The occurrence rates of MACEs across different SHR tertiles were assessed using Kaplan–Meier survival analysis, and group differences were assessed with log-rank tests. To explore potential nonlinear associations between SHR and patient outcomes, restricted cubic spline (RCS) analyses were performed, using four knots (at the 5th, 35th, 65th, and 95th percentiles). If a nonlinear relationship between the SHR and perioperative MACE risk was revealed by the RCS, we further calculated the inflection point and analyzed the relationship on either side of this point using a two-segment Cox proportional hazards model. The determination of the inflection points was conducted using the “segmented” package in R based on a likelihood ratio test and bootstrap resampling. RCRI is frequently applied clinically to assess cardiac complication risk in noncardiac surgical patients. The predictive performance enhancement of the RCRI by the SHR was evaluated using the receiver operating characteristic (ROC) curve, the area under the ROC curve (AUC), C-statistic, continuous net reclassification improvement (NRI), and integrated discrimination improvement (IDI), alongside likelihood ratio tests to compare model fit improvements with the inclusion of the SHR, which was treated either as a continuous variable or as a categorical variable determined by inflection points identified using RCS. SHR was analyzed both as a categorical and continuous variable. C-statistics, continuous NRIs, and IDIs calculations utilized the “survIDINRI” package in R. The “survival ROC” package was employed for a time-dependent ROC curve analysis.

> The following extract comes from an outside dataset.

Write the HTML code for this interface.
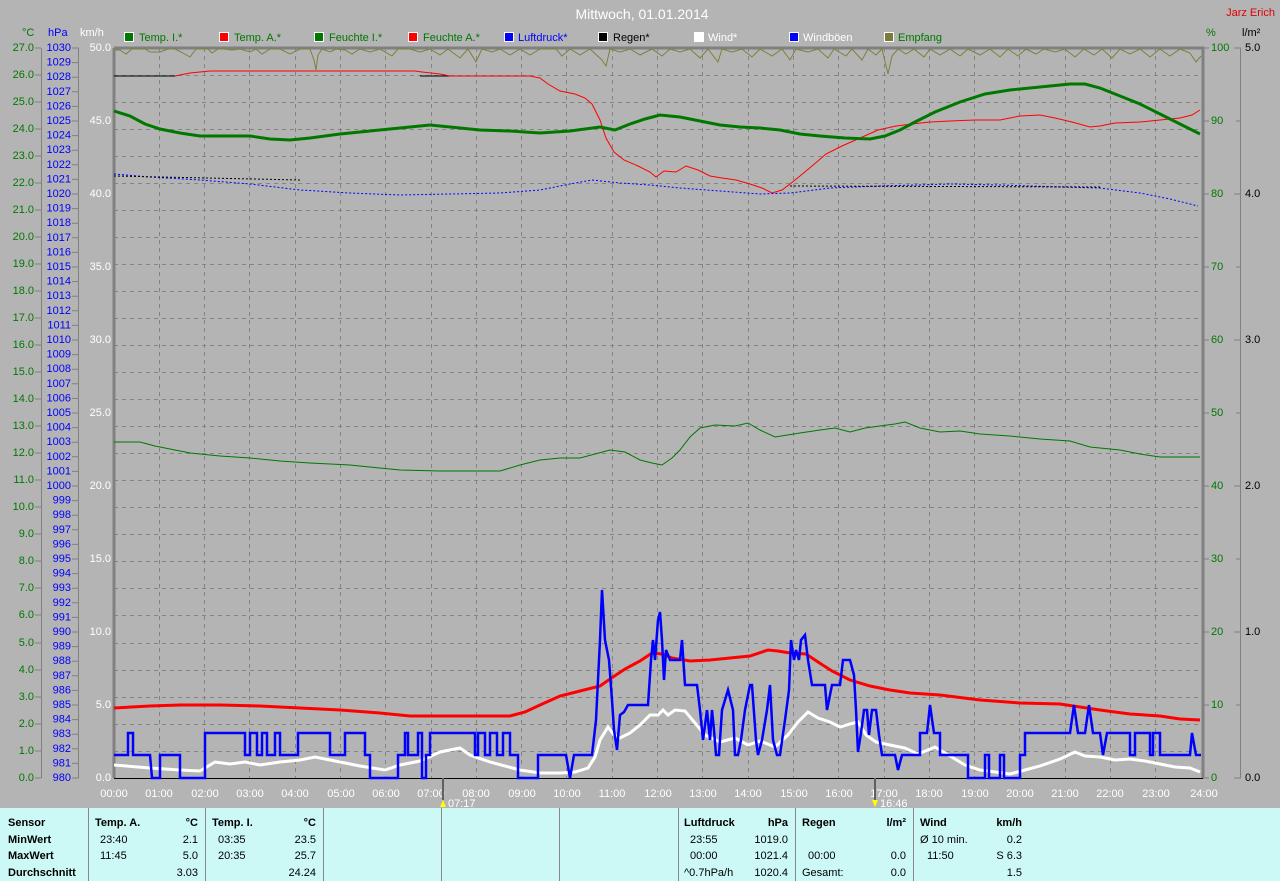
<!DOCTYPE html>
<html><head><meta charset="utf-8"><style>
body{margin:0;width:1280px;height:881px;overflow:hidden;background:#b4b4b4;font-family:"Liberation Sans",sans-serif}
svg{position:absolute;left:0;top:0}
.l{font-size:11px;text-anchor:end;dominant-baseline:central}
.r{font-size:11px;dominant-baseline:central}
.h{font-size:11px;fill:#fff;text-anchor:middle}
.p{font-size:11px;fill:#000}
.b{font-weight:bold}
</style></head><body>
<svg width="1280" height="881" viewBox="0 0 1280 881">
<rect x="0" y="808" width="1280" height="73" fill="#ccf9f5"/>
<g stroke="#888" stroke-width="1">
<line x1="88.5" y1="808" x2="88.5" y2="881"/><line x1="205.5" y1="808" x2="205.5" y2="881"/><line x1="323.5" y1="808" x2="323.5" y2="881"/><line x1="441.5" y1="808" x2="441.5" y2="881"/><line x1="559.5" y1="808" x2="559.5" y2="881"/><line x1="678.5" y1="808" x2="678.5" y2="881"/><line x1="795.5" y1="808" x2="795.5" y2="881"/><line x1="913.5" y1="808" x2="913.5" y2="881"/>
</g>
<g class="p">
<text x="8" y="826" class="b">Sensor</text><text x="8" y="843" class="b">MinWert</text><text x="8" y="859" class="b">MaxWert</text><text x="8" y="876" class="b">Durchschnitt</text>
<text x="95" y="826" class="b">Temp. A.</text><text x="198" y="826" class="b" text-anchor="end">°C</text>
<text x="100" y="843">23:40</text><text x="198" y="843" text-anchor="end">2.1</text>
<text x="100" y="859">11:45</text><text x="198" y="859" text-anchor="end">5.0</text>
<text x="198" y="876" text-anchor="end">3.03</text>
<text x="212" y="826" class="b">Temp. I.</text><text x="316" y="826" class="b" text-anchor="end">°C</text>
<text x="218" y="843">03:35</text><text x="316" y="843" text-anchor="end">23.5</text>
<text x="218" y="859">20:35</text><text x="316" y="859" text-anchor="end">25.7</text>
<text x="316" y="876" text-anchor="end">24.24</text>
<text x="684" y="826" class="b">Luftdruck</text><text x="788" y="826" class="b" text-anchor="end">hPa</text>
<text x="690" y="843">23:55</text><text x="788" y="843" text-anchor="end">1019.0</text>
<text x="690" y="859">00:00</text><text x="788" y="859" text-anchor="end">1021.4</text>
<text x="684" y="876">^0.7hPa/h</text><text x="788" y="876" text-anchor="end">1020.4</text>
<text x="802" y="826" class="b">Regen</text><text x="906" y="826" class="b" text-anchor="end">l/m²</text>
<text x="808" y="859">00:00</text><text x="906" y="859" text-anchor="end">0.0</text>
<text x="802" y="876">Gesamt:</text><text x="906" y="876" text-anchor="end">0.0</text>
<text x="920" y="826" class="b">Wind</text><text x="1022" y="826" class="b" text-anchor="end">km/h</text>
<text x="920" y="843">Ø 10 min.</text><text x="1022" y="843" text-anchor="end">0.2</text>
<text x="927" y="859">11:50</text><text x="1022" y="859" text-anchor="end">S 6.3</text>
<text x="1022" y="876" text-anchor="end">1.5</text>
</g>
<text x="642" y="19" font-size="14" fill="#fff" text-anchor="middle">Mittwoch, 01.01.2014</text>
<text x="1275" y="16" font-size="11" fill="#e00000" text-anchor="end">Jarz Erich</text>
<g font-size="11">
<text x="22" y="36" fill="#007800">°C</text><text x="48" y="36" fill="#0000ff">hPa</text><text x="80" y="36" fill="#fff">km/h</text>
<text x="1206" y="36" fill="#007800">%</text><text x="1242" y="36" fill="#000">l/m²</text>
</g>
<g font-size="11">
<rect x="124.5" y="32.5" width="9" height="9" fill="#007800" stroke="#fff"/><text x="139" y="41" fill="#007800">Temp. I.*</text>
<rect x="219.5" y="32.5" width="9" height="9" fill="#ff0000" stroke="#fff"/><text x="234" y="41" fill="#007800">Temp. A.*</text>
<rect x="314.5" y="32.5" width="9" height="9" fill="#007800" stroke="#fff"/><text x="329" y="41" fill="#007800">Feuchte I.*</text>
<rect x="408.5" y="32.5" width="9" height="9" fill="#ff0000" stroke="#fff"/><text x="423" y="41" fill="#007800">Feuchte A.*</text>
<rect x="504.5" y="32.5" width="9" height="9" fill="#0000ff" stroke="#fff"/><text x="518" y="41" fill="#0000ff">Luftdruck*</text>
<rect x="598.5" y="32.5" width="9" height="9" fill="#000" stroke="#fff"/><text x="613" y="41" fill="#000">Regen*</text>
<rect x="694.5" y="32.5" width="9" height="9" fill="#fff" stroke="#fff"/><text x="708" y="41" fill="#fff">Wind*</text>
<rect x="789.5" y="32.5" width="9" height="9" fill="#0000ff" stroke="#fff"/><text x="803" y="41" fill="#fff">Windböen</text>
<rect x="884.5" y="32.5" width="9" height="9" fill="#7a7a3a" stroke="#fff"/><text x="898" y="41" fill="#007800">Empfang</text>
</g>
<g stroke="#848484" stroke-dasharray="4,4" stroke-width="1">
<path d="M114 75.5H1201M114 102.5H1201M114 129.5H1201M114 156.5H1201M114 183.5H1201M114 210.5H1201M114 237.5H1201M114 264.5H1201M114 291.5H1201M114 318.5H1201M114 345.5H1201M114 372.5H1201M114 399.5H1201M114 426.5H1201M114 453.5H1201M114 480.5H1201M114 507.5H1201M114 534.5H1201M114 561.5H1201M114 588.5H1201M114 615.5H1201M114 643.5H1201M114 670.5H1201M114 697.5H1201M114 724.5H1201M114 751.5H1201"/>
<path d="M159.5 48V778M204.5 48V778M249.5 48V778M295.5 48V778M340.5 48V778M385.5 48V778M431.5 48V778M476.5 48V778M521.5 48V778M566.5 48V778M612.5 48V778M657.5 48V778M702.5 48V778M748.5 48V778M793.5 48V778M838.5 48V778M884.5 48V778M929.5 48V778M974.5 48V778M1019.5 48V778M1065.5 48V778M1110.5 48V778M1155.5 48V778"/>
</g>
<g stroke="#808080" stroke-width="3" fill="none"><path d="M114 48V778M114 48H1203V778"/></g>
<line x1="114" y1="778.5" x2="1203" y2="778.5" stroke="#000"/>
<g stroke="#808080" fill="none">
<line x1="41.5" y1="48" x2="41.5" y2="778"/><line x1="78.5" y1="48" x2="78.5" y2="778"/>
<path d="M35 48H41M35 75H41M35 102H41M35 129H41M35 156H41M35 183H41M35 210H41M35 237H41M35 264H41M35 291H41M35 318H41M35 345H41M35 372H41M35 399H41M35 426H41M35 453H41M35 480H41M35 507H41M35 534H41M35 561H41M35 588H41M35 615H41M35 643H41M35 670H41M35 697H41M35 724H41M35 751H41M35 778H41"/>
<path d="M72 48H79M72 62.6H79M72 77.2H79M72 91.8H79M72 106.4H79M72 121H79M72 135.6H79M72 150.2H79M72 164.8H79M72 179.4H79M72 194H79M72 208.6H79M72 223.2H79M72 237.8H79M72 252.4H79M72 267H79M72 281.6H79M72 296.2H79M72 310.8H79M72 325.4H79M72 340H79M72 354.6H79M72 369.2H79M72 383.8H79M72 398.4H79M72 413H79M72 427.6H79M72 442.2H79M72 456.8H79M72 471.4H79M72 486H79M72 500.6H79M72 515.2H79M72 529.8H79M72 544.4H79M72 559H79M72 573.6H79M72 588.2H79M72 602.8H79M72 617.4H79M72 632H79M72 646.6H79M72 661.2H79M72 675.8H79M72 690.4H79M72 705H79M72 719.6H79M72 734.2H79M72 748.8H79M72 763.4H79M72 778H79"/>
<path d="M1203 48H1209M1203 121H1209M1203 194H1209M1203 267H1209M1203 340H1209M1203 413H1209M1203 486H1209M1203 559H1209M1203 632H1209M1203 705H1209M1203 778H1209"/>
<line x1="1240.5" y1="48" x2="1240.5" y2="778"/>
<path d="M1234 48H1241M1234 194H1241M1234 340H1241M1234 486H1241M1234 632H1241M1234 778H1241M1236 121H1241M1236 267H1241M1236 413H1241M1236 559H1241M1236 705H1241"/>
</g>
<g class="l" fill="#007800">
<text x="34" y="48">27.0</text><text x="34" y="75">26.0</text><text x="34" y="102">25.0</text><text x="34" y="129">24.0</text><text x="34" y="156">23.0</text><text x="34" y="183">22.0</text><text x="34" y="210">21.0</text><text x="34" y="237">20.0</text><text x="34" y="264">19.0</text><text x="34" y="291">18.0</text><text x="34" y="318">17.0</text><text x="34" y="345">16.0</text><text x="34" y="372">15.0</text><text x="34" y="399">14.0</text><text x="34" y="426">13.0</text><text x="34" y="453">12.0</text><text x="34" y="480">11.0</text><text x="34" y="507">10.0</text><text x="34" y="534">9.0</text><text x="34" y="561">8.0</text><text x="34" y="588">7.0</text><text x="34" y="615">6.0</text><text x="34" y="643">5.0</text><text x="34" y="670">4.0</text><text x="34" y="697">3.0</text><text x="34" y="724">2.0</text><text x="34" y="751">1.0</text><text x="34" y="778">0.0</text>
</g>
<g class="l" fill="#0000ff">
<text x="71" y="48">1030</text><text x="71" y="62.6">1029</text><text x="71" y="77.2">1028</text><text x="71" y="91.8">1027</text><text x="71" y="106.4">1026</text><text x="71" y="121">1025</text><text x="71" y="135.6">1024</text><text x="71" y="150.2">1023</text><text x="71" y="164.8">1022</text><text x="71" y="179.4">1021</text><text x="71" y="194">1020</text><text x="71" y="208.6">1019</text><text x="71" y="223.2">1018</text><text x="71" y="237.8">1017</text><text x="71" y="252.4">1016</text><text x="71" y="267">1015</text><text x="71" y="281.6">1014</text><text x="71" y="296.2">1013</text><text x="71" y="310.8">1012</text><text x="71" y="325.4">1011</text><text x="71" y="340">1010</text><text x="71" y="354.6">1009</text><text x="71" y="369.2">1008</text><text x="71" y="383.8">1007</text><text x="71" y="398.4">1006</text><text x="71" y="413">1005</text><text x="71" y="427.6">1004</text><text x="71" y="442.2">1003</text><text x="71" y="456.8">1002</text><text x="71" y="471.4">1001</text><text x="71" y="486">1000</text><text x="71" y="500.6">999</text><text x="71" y="515.2">998</text><text x="71" y="529.8">997</text><text x="71" y="544.4">996</text><text x="71" y="559">995</text><text x="71" y="573.6">994</text><text x="71" y="588.2">993</text><text x="71" y="602.8">992</text><text x="71" y="617.4">991</text><text x="71" y="632">990</text><text x="71" y="646.6">989</text><text x="71" y="661.2">988</text><text x="71" y="675.8">987</text><text x="71" y="690.4">986</text><text x="71" y="705">985</text><text x="71" y="719.6">984</text><text x="71" y="734.2">983</text><text x="71" y="748.8">982</text><text x="71" y="763.4">981</text><text x="71" y="778">980</text>
</g>
<g class="l" fill="#fff">
<text x="111" y="48">50.0</text><text x="111" y="121">45.0</text><text x="111" y="194">40.0</text><text x="111" y="267">35.0</text><text x="111" y="340">30.0</text><text x="111" y="413">25.0</text><text x="111" y="486">20.0</text><text x="111" y="559">15.0</text><text x="111" y="632">10.0</text><text x="111" y="705">5.0</text><text x="111" y="778">0.0</text>
</g>
<g class="r" fill="#007800">
<text x="1211" y="48">100</text><text x="1211" y="121">90</text><text x="1211" y="194">80</text><text x="1211" y="267">70</text><text x="1211" y="340">60</text><text x="1211" y="413">50</text><text x="1211" y="486">40</text><text x="1211" y="559">30</text><text x="1211" y="632">20</text><text x="1211" y="705">10</text><text x="1211" y="778">0</text>
</g>
<g class="r" fill="#000">
<text x="1245" y="48">5.0</text><text x="1245" y="194">4.0</text><text x="1245" y="340">3.0</text><text x="1245" y="486">2.0</text><text x="1245" y="632">1.0</text><text x="1245" y="778">0.0</text>
</g>
<g class="h">
<text x="114" y="797">00:00</text><text x="159" y="797">01:00</text><text x="205" y="797">02:00</text><text x="250" y="797">03:00</text><text x="295" y="797">04:00</text><text x="341" y="797">05:00</text><text x="386" y="797">06:00</text><text x="431" y="797">07:00</text><text x="476" y="797">08:00</text><text x="522" y="797">09:00</text><text x="567" y="797">10:00</text><text x="612" y="797">11:00</text><text x="658" y="797">12:00</text><text x="703" y="797">13:00</text><text x="748" y="797">14:00</text><text x="794" y="797">15:00</text><text x="839" y="797">16:00</text><text x="884" y="797">17:00</text><text x="929" y="797">18:00</text><text x="975" y="797">19:00</text><text x="1020" y="797">20:00</text><text x="1065" y="797">21:00</text><text x="1110" y="797">22:00</text><text x="1156" y="797">23:00</text><text x="1204" y="797">24:00</text>
</g>
<line x1="443" y1="778" x2="443" y2="800" stroke="#606060" stroke-width="2"/>
<line x1="875" y1="778" x2="875" y2="800" stroke="#606060" stroke-width="2"/>
<polygon points="443,800 440,807 446,807" fill="#ffff00"/><polygon points="875,807 872,800 878,800" fill="#ffff00"/>
<text x="448" y="807" font-size="11" fill="#fff">07:17</text><text x="880" y="807" font-size="11" fill="#fff">16:46</text>
<path fill="none" stroke="#80803a" stroke-width="1" d="M114 50L120 50L126 54L132 49L145 49L150 52L160 52L168 49L175 49L181 52L190 57L196 49L202 49L208 49L212 53L218 49L224 49L232 50L240 49L250 52L256 49L262 54L270 49L280 49L290 54L300 49L310 49L314 60L316 70L318 55L322 49L330 52L336 49L345 50L352 54L360 49L370 52L380 49L392 56L398 49L410 49L420 52L430 49L440 55L448 49L460 58L468 49L476 62L482 49L492 52L500 49L510 55L520 49L530 55L540 49L556 49L562 56L570 49L580 55L590 49L602 60L606 66L610 49L620 52L630 49L640 55L652 49L662 56L670 49L680 52L690 49L700 58L708 49L718 62L722 49L732 52L742 49L752 57L760 49L772 56L782 49L790 60L796 49L808 52L818 49L828 58L834 49L846 56L852 49L862 60L868 49L876 55L882 49L888 74L892 56L898 49L906 54L914 49L924 57L930 49L940 55L950 49L960 56L968 49L980 55L990 49L1000 57L1008 49L1018 56L1026 49L1036 54L1044 49L1055 52L1065 49L1075 57L1084 49L1094 55L1102 49L1112 58L1120 49L1130 54L1140 49L1150 57L1160 49L1170 56L1180 49L1190 53L1196 62L1201 56"/>
<path fill="none" stroke="#000" stroke-width="1" d="M114 76H175M420 76H530"/>
<path fill="none" stroke="#ff0000" stroke-width="1" d="M175 76L190 73L210 71L415 71L422 72L440 74L450 76L530 76L540 78L548 84L560 91L575 94L585 98L592 104L600 120L606 138L614 152L624 160L638 166L650 172L656 177L664 171L676 172L686 166L698 170L710 176L722 178L736 180L750 184L762 188L772 193L782 190L790 184L800 176L812 166L826 154L842 146L860 138L878 130L896 126L912 124L930 122L950 121L975 120L1000 120L1020 116L1040 115L1055 118L1072 122L1090 127L1100 126L1115 123L1140 122L1160 120L1180 118L1192 115L1200 110"/>
<path fill="none" stroke="#0000ff" stroke-width="1" stroke-dasharray="2,2" d="M114 174L150 177L200 180L250 184L300 190L350 193L400 195L450 194L500 193L540 190L570 184L592 180L620 183L650 185L680 188L720 191L760 194L790 193L830 188L880 186L950 184L1000 185L1060 187L1100 188L1140 193L1170 199L1198 206"/>
<path fill="none" stroke="#000" stroke-width="1" stroke-dasharray="2,2" d="M114 176L300 180M790 186L1100 187"/>
<path fill="none" stroke="#007800" stroke-width="3" d="M114 111L130 116L145 124L160 129L180 133L200 136L250 136L270 139L290 140L310 138L340 134L370 131L400 128L430 125L450 127L480 130L510 131L540 133L570 131L600 127L615 130L630 124L645 119L660 115L680 117L700 121L720 125L740 127L760 128L780 130L800 134L820 136L845 138L870 139L885 136L900 130L915 122L935 112L960 102L985 94L1010 90L1040 87L1070 84L1085 84L1100 88L1120 96L1140 104L1160 114L1180 124L1200 134"/>
<path fill="none" stroke="#007800" stroke-width="1" d="M114 442L140 442L155 446L170 449L190 453L220 456L250 458L280 461L310 463L350 465L400 470L440 471L500 471L520 465L540 460L560 458L580 458L595 454L610 450L625 452L640 460L652 463L662 465L672 458L680 450L690 437L700 428L715 425L735 426L748 423L760 430L775 437L800 433L820 430L835 428L850 432L865 428L880 426L895 424L905 422L920 428L940 432L960 431L980 434L1010 436L1040 439L1070 441L1090 447L1120 450L1140 454L1160 457L1200 457"/>
<path fill="none" stroke="#ff0000" stroke-width="3" d="M114 708L150 706L180 705L220 705L260 706L300 708L340 710L380 713L410 716L430 716L480 716L510 716L525 712L540 705L560 696L580 691L600 686L613 677L625 669L640 661L652 653L662 654L672 658L690 661L710 660L730 658L750 656L768 650L778 651L790 653L806 654L818 662L832 671L850 680L870 686L890 690L910 693L940 695L980 700L1020 703L1060 704L1100 710L1130 714L1160 716L1180 719L1200 720"/>
<path fill="none" stroke="#fff" stroke-width="3" d="M114 765L150 768L180 770L200 771L215 762L230 764L245 762L260 765L280 762L300 760L315 757L330 760L340 762L360 766L385 770L400 765L420 761L440 752L460 748L470 755L490 762L520 770L540 773L560 773L575 772L588 768L595 757L600 740L608 727L614 735L620 738L630 733L640 725L650 715L658 715L663 710L668 715L675 710L685 711L695 723L705 735L720 742L735 738L748 745L760 741L775 747L788 735L798 722L808 712L818 718L830 722L840 727L850 724L858 722L866 735L876 742L890 745L905 748L918 754L935 747L950 756L965 765L980 770L995 772L1010 774L1025 770L1040 766L1060 759L1075 752L1085 756L1100 757L1115 760L1130 759L1145 761L1160 764L1175 767L1190 768L1200 772"/>
<path fill="none" stroke="#0000ff" stroke-width="2.5" stroke-linejoin="miter" d="M114 755H128V733H133V755H150L152 778H160V755H180V778H205V733H245V755H250V733H257V755H262V733H267V755H275V733H280V755H298V733H330V755H345V733H365V755H370V778H398V755H405V733H408V755H418V733H422V778H426V755H430V733H475V755H478V733H485V755H490V733H497V755H503V733H510V755H518V778H538V755H566L570 778L574 755H592L596 720L600 640L602 590L605 640L609 660L612 700L614 730L617 750L620 715L624 712L628 705L648 705L651 660L653 640L655 660L658 620L660 612L662 640L664 680L666 650L670 660H680L682 640L685 685H697L700 710L703 740L707 710L710 740L712 710L714 730L716 755L719 755L722 710L728 690L733 710L735 755L738 755L741 740L745 710L750 685L752 685L756 740L758 755L762 740L767 710L770 685L773 740L777 755L780 755L785 720L789 690L791 640L794 660L796 650L799 660L801 640L805 635L808 660L812 685H825L827 710L829 700L832 685H840L843 660H850L854 675L856 710L858 752L861 733L864 710L867 710L869 735L872 710L876 710L879 735L882 755H895L898 770L902 755H920V733H927L930 705L934 733H940V755H968V778H985V755H989V778H1000V755H1004V778H1020V755H1025V733H1070L1074 705L1078 733H1085L1089 705L1093 733H1100L1103 755L1107 733H1130V755H1135V733H1150V755H1153V733H1160V755H1190L1192 733L1196 755H1201"/>
</svg>
</body></html>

Feature selection was conducted using Boruta’s algorithm, which identifies key variables by comparing the Z value of each true feature with that of corresponding “shadow features.” Features with significantly higher Z values than shadow features were deemed “important” (green area), while those without significant differences were marked as “unimportant” (red area) [14]. SHR was also analyzed as a predictor variable within this framework. Selected variables were used to develop predictive models for perioperative MACE risk. The dataset was divided into training and validation sets in a 7:3 ratio. Various machine learning algorithms were applied, including Categorical Boosting (CatBoost), Decision Tree, Gradient Boosting Machine (GBM), k-Nearest Neighbors (KNN), Light Gradient Boosting Machine (LightGBM), Neural Network (NN), Random Forest (RF), Support Vector Machine (SVM), and Extreme Gradient Boosting (XGBoost), selected based on their performance in similar prediction tasks. Hyperparameter tuning was conducted using grid search and random search methods to optimize model performance. The performance of each model was evaluated using ROC curves and corresponding AUC values. Clinical usefulness was assessed using decision curve analysis (DCA), and calibration curves were generated to evaluate the accuracy of risk predictions.

Sensitivity analyses were also performed: First, patients with missing data were excluded to verify the robustness of the primary outcomes. Second, we performed propensity score matching for patients across different tertiles to conduct the primary analysis. All statistical tests were two-sided, with significance set at p < 0.05. Data analyses were conducted using SPSS (version 24.0) and R (version 4.3.2).